According the Mr Chaudhary, the functioning of the public sector banks has not changed even after consolidation or reduction in government holding, and they still have to carry the government agenda. “The final solution is that the government should not own banks. To really reform the financial sector, go the whole hog,” he says.

Mr Chaudhary also warns that the government may not offer another stimulus package at all and the banks have to solve their problems themselves. The banks that have not raised capital or that cannot get refinance from other banks will struggle, he says.

Mr Ghosh says that banking has become challenging because the depositors say that the interest rates are low and the borrowers say that the interest rates are high, and the courts have intervened in the pricing of outstanding loans. “There is a need to balance the interests of depositors, lenders and borrowers,” he says.

Credit growth is in the rural areas and big banks need to develop a different cadre for that market because MBAs are of little help there, according to Mr Ghosh. “In the rural areas people have money but not the banking services,” he says, adding that if rural people could have credit, they would consume more. “Lending in rural areas is not a charity,” says Mr Ghosh, and asks the regulator and the banks to change their mindset.

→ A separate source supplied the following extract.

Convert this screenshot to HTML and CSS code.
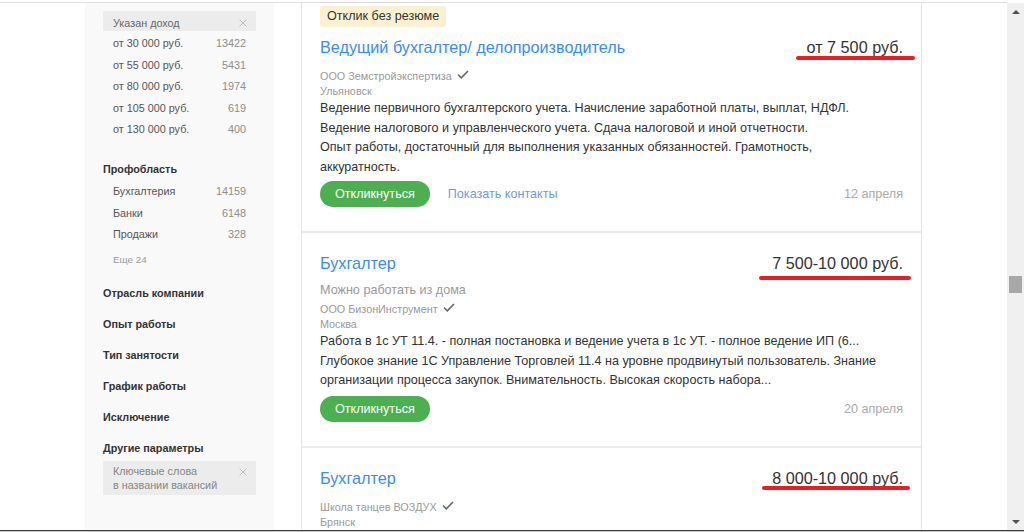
FILE: index.html
```html
<!DOCTYPE html>
<html lang="ru">
<head>
<meta charset="utf-8">
<title>Вакансии</title>
<link rel="stylesheet" href="styles.css">
</head>
<body>
<div class="topbar"></div>
<div class="frame">
  <div class="viewport">
    <aside class="sidebar">
      <div class="chip">
        <span>Указан доход</span>
        <svg class="chip-x" viewBox="0 0 8 8" width="8" height="8"><path d="M0.5 0.5 L7.5 7.5 M7.5 0.5 L0.5 7.5"/></svg>
      </div>
      <ul class="opts">
        <li class="opt"><span>от 30 000 руб.</span><span class="cnt">13422</span></li>
        <li class="opt"><span>от 55 000 руб.</span><span class="cnt">5431</span></li>
        <li class="opt"><span>от 80 000 руб.</span><span class="cnt">1974</span></li>
        <li class="opt"><span>от 105 000 руб.</span><span class="cnt">619</span></li>
        <li class="opt"><span>от 130 000 руб.</span><span class="cnt">400</span></li>
      </ul>
      <div class="sec sec--first">Профобласть</div>
      <ul class="opts opts--sec">
        <li class="opt"><span>Бухгалтерия</span><span class="cnt">14159</span></li>
        <li class="opt"><span>Банки</span><span class="cnt">6148</span></li>
        <li class="opt"><span>Продажи</span><span class="cnt">328</span></li>
      </ul>
      <div class="more">Еще 24</div>
      <div class="sec">Отрасль компании</div>
      <div class="sec">Опыт работы</div>
      <div class="sec">Тип занятости</div>
      <div class="sec">График работы</div>
      <div class="sec">Исключение</div>
      <div class="sec">Другие параметры</div>
      <div class="chip chip--multi">
        <span>Ключевые слова<br>в названии вакансий</span>
        <svg class="chip-x" viewBox="0 0 8 8" width="8" height="8"><path d="M0.5 0.5 L7.5 7.5 M7.5 0.5 L0.5 7.5"/></svg>
      </div>
    </aside>

    <main class="results">
      <article class="card card--first">
        <div class="badge">Отклик без резюме</div>
        <div class="head">
          <a class="title">Ведущий бухгалтер/ делопроизводитель</a>
          <span class="salary">от 7 500 руб.<span class="mark mark--1"></span></span>
        </div>
        <div class="company">ООО Земстройэкспертиза<svg class="check" viewBox="0 0 12 9" width="12" height="9"><path d="M1 4.5 L4.3 7.8 L11 1"/></svg></div>
        <div class="city">Ульяновск</div>
        <p class="desc">Ведение первичного бухгалтерского учета. Начисление заработной платы, выплат, НДФЛ.<br>Ведение налогового и управленческого учета. Сдача налоговой и иной отчетности.<br>Опыт работы, достаточный для выполнения указанных обязанностей. Грамотность,<br>аккуратность.</p>
        <div class="actions">
          <button class="btn">Откликнуться</button>
          <a class="contacts">Показать контакты</a>
          <span class="date">12 апреля</span>
        </div>
      </article>

      <article class="card">
        <div class="head">
          <a class="title">Бухгалтер</a>
          <span class="salary">7 500-10 000 руб.<span class="mark mark--2"></span></span>
        </div>
        <div class="sub">Можно работать из дома</div>
        <div class="company">ООО БизонИнструмент<svg class="check" viewBox="0 0 12 9" width="12" height="9"><path d="M1 4.5 L4.3 7.8 L11 1"/></svg></div>
        <div class="city">Москва</div>
        <p class="desc">Работа в 1с УТ 11.4. - полная постановка и ведение учета в 1с УТ. - полное ведение ИП (6...<br>Глубокое знание 1С Управление Торговлей 11.4 на уровне продвинутый пользователь. Знание<br>организации процесса закупок. Внимательность. Высокая скорость набора...</p>
        <div class="actions">
          <button class="btn">Откликнуться</button>
          <span class="date">20 апреля</span>
        </div>
      </article>

      <article class="card">
        <div class="head">
          <a class="title">Бухгалтер</a>
          <span class="salary">8 000-10 000 руб.<span class="mark mark--3"></span></span>
        </div>
        <div class="company">Школа танцев ВОЗДУХ<svg class="check" viewBox="0 0 12 9" width="12" height="9"><path d="M1 4.5 L4.3 7.8 L11 1"/></svg></div>
        <div class="city">Брянск</div>
      </article>
    </main>
  </div>
  <div class="scrollbar">
    <div class="sb-btn"><span class="tri tri--up"></span></div>
    <div class="sb-track"><div class="sb-thumb"></div></div>
    <div class="sb-btn"><span class="tri tri--down"></span></div>
  </div>
</div>
<div class="taskbar"></div>
</body>
</html>
```

FILE: styles.css
```css
* { box-sizing: border-box; }

html, body {
  margin: 0;
  padding: 0;
}

body {
  width: 1024px;
  height: 532px;
  overflow: hidden;
  background: #fff;
  font-family: "Liberation Sans", Arial, sans-serif;
  color: #333;
}

.topbar {
  width: 1007px;
  height: 3px;
  border-bottom: 1px solid #dedede;
}

.frame {
  display: flex;
  height: 527px;
}

.viewport {
  flex: 1;
  display: flex;
  padding-left: 85px;
  overflow: hidden;
}

/* ---------- sidebar ---------- */
.sidebar {
  width: 189px;
  flex: none;
  background: #f9f9f9;
  padding: 8px 18px 0;
}

.chip {
  display: flex;
  justify-content: space-between;
  align-items: flex-start;
  background: #ececec;
  padding: 4px 9px 0 10px;
  height: 20px;
  font-size: 10.8px;
  line-height: 16px;
  color: #686868;
}

.chip--multi {
  height: auto;
  margin-top: 5px;
  padding: 3px 9px 3px 10px;
  line-height: 14px;
  color: #858585;
}

.chip-x {
  flex: none;
  margin-top: 4px;
  fill: none;
  stroke: #bdbdbd;
  stroke-width: 1;
}

.opts {
  list-style: none;
  margin: 2px 0 0;
  padding: 0 10px;
}

.opts--sec {
  margin-top: 4px;
}

.opt {
  display: flex;
  justify-content: space-between;
  font-size: 10.8px;
  line-height: 21.6px;
  color: #555;
}

.cnt {
  color: #8c8c8c;
}

.sec {
  margin-top: 15px;
  font-size: 10.8px;
  font-weight: bold;
  line-height: 16px;
  color: #333;
}

.sec--first {
  margin-top: 20px;
}

.more {
  margin-top: 3px;
  padding-left: 10px;
  font-size: 9.9px;
  line-height: 21.6px;
  color: #999;
}

/* ---------- results ---------- */
.results {
  flex: none;
  margin-left: 27px;
  width: 621px;
  border-left: 1px solid #e6e6e6;
  border-right: 1px solid #e6e6e6;
}

.card {
  padding: 19px 18px 24px 18px;
  border-bottom: 2px solid #ebebeb;
}

.card--first {
  padding-top: 3px;
}

.badge {
  width: fit-content;
  height: 21px;
  padding: 0 7px;
  border-radius: 3px;
  background: #fbf1d0;
  font-size: 12.6px;
  line-height: 21px;
  color: #333;
}

.head {
  display: flex;
  justify-content: space-between;
  align-items: baseline;
  line-height: 22px;
  font-size: 16.2px;
}

.badge + .head {
  margin-top: 9px;
}

.title {
  color: #3a8cf4;
  text-decoration: none;
}

.salary {
  position: relative;
  color: #333;
}

.mark {
  position: absolute;
  height: 4px;
  border-radius: 2px;
  background: #ec1c24;
}

.mark--1 { left: -11px; right: -12px; top: 20px; }
.mark--2 { left: -13px; right: -8px; top: 24px; }
.mark--3 { left: -10px; right: -7px; top: 19px; }

.sub {
  margin-top: 7px;
  font-size: 12.6px;
  line-height: 18px;
  color: #999;
}

.company {
  margin-top: 10px;
  font-size: 10.8px;
  line-height: 16px;
  color: #999;
}

.sub + .company {
  margin-top: 2px;
}

.check {
  margin-left: 5px;
  vertical-align: 1px;
  fill: none;
  stroke: #666;
  stroke-width: 1.6;
}

.city {
  font-size: 10.8px;
  line-height: 15px;
  color: #999;
}

.desc {
  margin: 0;
  font-size: 12.6px;
  line-height: 19.5px;
  color: #333;
}

.actions {
  display: flex;
  align-items: center;
  margin-top: 4px;
  height: 26px;
  font-size: 12.6px;
}

.sub ~ .actions {
  margin-top: 5px;
}

.btn {
  height: 26px;
  padding: 0 15px;
  border: none;
  border-radius: 13px;
  background: #4caf50;
  color: #fff;
  font-family: inherit;
  font-size: 12.6px;
}

.contacts {
  margin-left: 18px;
  color: #6c9de4;
}

.date {
  margin-left: auto;
  color: #aaa;
}

/* ---------- scrollbar ---------- */
.scrollbar {
  width: 17px;
  flex: none;
  display: flex;
  flex-direction: column;
  background: #f0f0f0;
}

.sb-btn {
  height: 17px;
  display: flex;
  align-items: center;
  justify-content: center;
}

.tri {
  width: 0;
  height: 0;
  border-left: 4px solid transparent;
  border-right: 4px solid transparent;
}

.tri--up { border-bottom: 4px solid #505050; }
.tri--down { border-top: 4px solid #505050; }

.sb-track {
  flex: 1;
  padding: 0 2px;
}

.sb-thumb {
  margin-top: 256px;
  height: 17px;
  background: #a8a8a8;
}

.taskbar {
  height: 2px;
  border-top: 1px solid #3c3c3c;
  background: #c4c4c4;
}
```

Mr Kanoria argues that solving the problems of the real economy will automatically solve the problems of the banking and the financial sector. “Financial reforms without real sector reforms will lead to further NPAs,” he says. He emphasizes that the liquidity of NBFCs will not improve unless infrastructure companies and MSMEs make money.

“Interest rate cuts will have no impact on credit offtake because the borrowers who need more money will not get it at low rates, especially when borrowers do not have the cashflow to pay back,” says Mr Kanoria. He argues for a commercial settlement between the borrower and the lender to clean the slate instead of relying on a regulatory prescription. He points out that bank lending under the credit guarantee scheme is slow and for the next one and a half years, no dramatic improvement can be expected in MSMEs’ liquidity.

Mr Kanoria also argued for the release of the Rs 8 lakh crore of infrastructure contractors that are stuck with the government. “If the government releases that money, the borrowers can pay back the bankers and bankers can lend more,” he says, adding that if the government does not have the money, it can issue bonds to pay the contractors.

Mr Chaudhary compliments RBI for imposing additional provisioning on banks for restructuring loans, but he is not excited by inclusion of startups in the priority sector lending category. He says that not all banks want to lend to startups as they do not want to lose the principal amount.